On Wednesday, GitHub announced that maps would be "diffable" — a silly-sounding term that means much in the world of GitHub. It's a small and even long-expected feature, but an important one, and one that aids GitHub's role in the emerging ecosystem around open data.
First, a gloss on some terms. GitHub is a San Francisco-based startup whose main product — also called GitHub — helps developers manage different versions of a project's code. Many developers already use a piece of software on their computer called git to manage versions of code, and GitHub gives them a place to store Git's files in the cloud and collaborate with others about them. It also provides messaging functions that sometimes supplant company email.
While it costs money to host a project on GitHub privately, the company provides free hosting to any open-source project. If you make your code public, hosting on GitHub is free.

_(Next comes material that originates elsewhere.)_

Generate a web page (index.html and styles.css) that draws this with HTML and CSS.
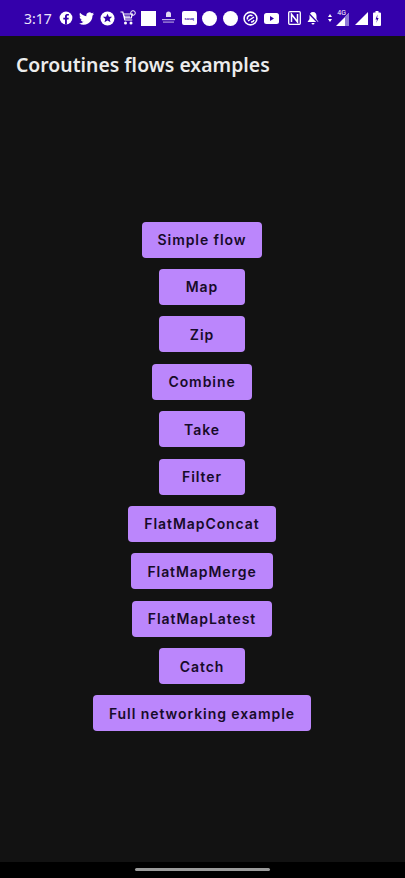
FILE: index.html
```html
<!DOCTYPE html>
<html lang="en">
<head>
<meta charset="utf-8">
<title>Coroutines flows examples</title>
<link rel="stylesheet" href="styles.css">
</head>
<body>
<div class="screen">
  <header class="status">
    <span class="time">3:17</span>
    <div class="cells">
      <span class="cell"><svg width="14" height="14" viewBox="0 0 14 14"><circle cx="7" cy="7" r="6.4" fill="#fff"/><path d="M7.9 13.4V8.6h1.6l.3-1.9H7.9V5.6c0-.6.3-1 1-1h1V3c-1.800-.3-3.200 0-3.700 1.300-.2.500-.2 1-.2 2.400H4.300v1.900H6v4.800z" fill="#3400ab"/></svg></span>
      <span class="cell"><svg width="15" height="13" viewBox="0 0 24 20"><path d="M24 2.400c-.9.400-1.800.700-2.800.800 1-.6 1.800-1.600 2.200-2.700-1 .6-2 1-3.100 1.200A4.900 4.900 0 0 0 11.900 6.200C7.800 6 4.200 4 1.700.9.400 3.200 1 6.100 3.200 7.500c-.8 0-1.600-.2-2.200-.6 0 2.300 1.600 4.400 3.900 4.900-.7.200-1.500.2-2.200.1.600 2 2.400 3.400 4.600 3.400A9.900 9.900 0 0 1 0 17.800 14 14 0 0 0 21.500 5.400c1-.7 1.800-1.600 2.500-3z" fill="#fff"/></svg></span>
      <span class="cell"><svg width="15" height="15" viewBox="0 0 15 15"><circle cx="7.500" cy="7.500" r="7" fill="#fff"/><path d="M7.500 2.800l1.400 3h3.200l-2.400 2.200.8 3.300-3-1.800-3 1.800.8-3.300L2.900 5.800h3.200z" fill="#3400ab"/></svg></span>
      <span class="cell"><svg width="16" height="16" viewBox="0 0 16 16" fill="none" stroke="#fff"><path d="M.5 2h2.300l2 8h7.500M3.300 4h9l-1 4H4.500M5 5.500v2.500M7 5.500v2.500M9 5.500v2.500" stroke-width="1.200"/><circle cx="5.500" cy="13" r="1.500" fill="#fff" stroke="none"/><circle cx="11" cy="13" r="1.500" fill="#fff" stroke="none"/><circle cx="13" cy="3" r="2.300" stroke-width="1"/></svg></span>
      <span class="cell"><span class="square"></span></span>
      <span class="cell"><svg width="15" height="14" viewBox="0 0 15 14"><path d="M5 6V3a2.500 2.500 0 0 1 5 0v3z" fill="#fff" opacity=".85"/><rect x="1" y="8" width="13" height="1.200" fill="#fff" opacity=".7"/><rect x="2" y="10.500" width="11" height="1.200" fill="#fff" opacity=".6"/></svg></span>
      <span class="cell"><span class="souq">souq</span></span>
      <span class="cell"><span class="dot"></span></span>
      <span class="cell"><span class="dot"></span></span>
      <span class="cell"><svg width="15" height="15" viewBox="0 0 15 15" fill="none" stroke="#fff"><circle cx="7.500" cy="7.500" r="6.400" stroke-width="1.600"/><path d="M4.500 8.500a3.200 3.200 0 0 1 5-3.500M5 10l6-4M8 11a3 3 0 0 0 3-2" stroke-width="1.500"/></svg></span>
      <span class="cell"><svg width="15" height="11" viewBox="0 0 15 11"><rect width="15" height="11" rx="2.500" fill="#fff"/><path d="M6 3l4 2.500L6 8z" fill="#3400ab"/></svg></span>
    </div>
    <div class="tray">
      <svg width="13" height="14" viewBox="0 0 13 14" fill="none" stroke="#fff"><rect x=".7" y=".7" width="11.600" height="12.600" rx="1" stroke-width="1.300"/><path d="M3.500 11V3.200l6 7.800V3" stroke-width="1.500"/></svg>
      <svg width="14" height="14" viewBox="0 0 14 14"><path d="M7 1C4.500 1 3.500 3 3.500 5v3L1.500 11h11l-2-3V5C10.500 3 9.500 1 7 1zM5.500 12h3a1.500 1.500 0 0 1-3 0z" fill="#fff"/><path d="M1.500 1l11 11.500" stroke="#3400ab" stroke-width="1.300"/></svg>
      <span class="net">
        <svg width="4" height="8" viewBox="0 0 4 8"><path d="M2 0l2 3H0zM2 8L0 5h4z" fill="#fff"/></svg>
        <svg width="15" height="15" viewBox="0 0 15 15"><path d="M15 2v13H2z" fill="#fff"/><path d="M11 6v9h4V2z" fill="#8f7ad6"/></svg>
        <span class="four">4G</span>
      </span>
      <svg width="13" height="13" viewBox="0 0 13 13"><path d="M13 0v13H0z" fill="#fff"/></svg>
      <svg width="8" height="15" viewBox="0 0 8 15"><path d="M2.500 0h3v1.500H7a1 1 0 0 1 1 1V14a1 1 0 0 1-1 1H1a1 1 0 0 1-1-1V2.500a1 1 0 0 1 1-1h1.500z" fill="#fff"/><path d="M4.500 3.500L2.500 8.500h1.500L3.300 12 5.600 7H4.200z" fill="#3400ab"/></svg>
    </div>
  </header>
  <div class="appbar"><h1 class="title">Coroutines flows examples</h1></div>
  <main class="list">
    <button class="btn">Simple flow</button>
    <button class="btn">Map</button>
    <button class="btn">Zip</button>
    <button class="btn">Combine</button>
    <button class="btn">Take</button>
    <button class="btn">Filter</button>
    <button class="btn">FlatMapConcat</button>
    <button class="btn">FlatMapMerge</button>
    <button class="btn">FlatMapLatest</button>
    <button class="btn">Catch</button>
    <button class="btn">Full networking example</button>
  </main>
  <footer class="nav"><span class="handle"></span></footer>
</div>
</body>
</html>
```
FILE: styles.css
```css
* { box-sizing: border-box; }
html, body { margin: 0; height: 100%; }
body { background: #121212; font-family: Inter, "Liberation Sans", sans-serif; }
.screen { width: 405px; height: 878px; display: flex; flex-direction: column; overflow: hidden; background: #121212; }
.status { height: 36px; flex: none; background: #3400ab; display: flex; align-items: center; padding: 0 24px; color: #fff; }
.time { font-family: "Noto Sans", sans-serif; font-size: 14px; width: 32px; color: #ece6fa; }
.cells { display: flex; align-items: center; }
.cell { width: 20.500px; height: 18px; display: flex; align-items: center; justify-content: center; }
.square { width: 15px; height: 15px; background: #fff; display: block; }
.souq { width: 15px; height: 14px; background: #fff; border-radius: 2px; color: #3400ab; font: 700 4px "Liberation Sans", sans-serif; display: flex; align-items: center; justify-content: center; }
.dot { width: 15px; height: 15px; border-radius: 50%; background: #fff; display: block; }
.tray { margin-left: auto; display: flex; align-items: center; gap: 5px; }
.net { display: flex; align-items: center; gap: 2px; position: relative; margin: 0 1px 0 3px; }
.four { position: absolute; right: 3px; top: -2px; font: 7px Roboto, sans-serif; color: #fff; }
.appbar { height: 56px; flex: none; display: flex; align-items: center; padding: 0 16px; }
.title { margin: 0; font: 600 19.400px "Noto Sans", sans-serif; color: #ececec; }
.list { flex: 1; display: flex; flex-direction: column; align-items: center; justify-content: center; gap: 11.400px; padding: 0 1px 1px 0; }
.btn { height: 36px; min-width: 86px; padding: 0 16px; border: 0; border-radius: 4px; background: #bb86fc; color: #170b29; font: 600 14px Inter, sans-serif; letter-spacing: .93px; }
.nav { height: 16px; flex: none; background: #000; display: flex; justify-content: center; padding-top: 6px; }
.handle { width: 135px; height: 3px; border-radius: 2px; background: #9a9a9a; display: block; }
```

GitHub, then, already plays a happy home to code projects. In the past year, it's tried to make itself friendlier and more useful for projects that use open data.
Open data, meanwhile — the effort to make information already produced by the government available to the public — is a bigger and bigger deal. Late last year, the Knight Foundation gave $250,000 to explore the creation of a U.S. Open Data Institute, an organization centered around freeing data and making it easier for people to use. Freeing, for instance, municipal restaurant health code data will allow local review apps like Yelp to display it.
And GitHub has made itself more amenable to hosting data. Last summer, GitHub began to render 3D models, geographical data, and tables. These made the site an attractive home for municipal data like the city of Chicago's — and also allowed any information in Excel to be placed and viewed on GitHub.
But GitHub's strongest suit is visualizing the differences between documents. Versions of software, after all, are composed of a kind of textual data, and the site became famous for its visualizations of change. GitHub, too, could already show the differences between image files through a variety of animated means.
Extending this ability to maps is the final step. In July of last year, after GitHub had announced map rendering but before they announced tables, the technologist Clay Johnson predicted a similar path for GitHub to Northwestern University's Knight Lab.
"The interesting stories in data aren't in the rows, they're in the differences between them," he said, explaining why seeing the diffs in the maps were important.
"I think," he added, "GitHub is getting ready to make as much of a play in data as it has in code."
Play: made. GitHub now even has a staff member in D.C. trying to coordinate open data efforts with government agencies. No other website is presenting itself as so friendly to open data of all types. That means the de facto home for open data on the web will be a private company, and that the influence of that company — GitHub — will only expand beyond its developer audience.
"If I were running a newsroom," Johnson added, "I'd be making my team experiment with doing workflows in GitHub."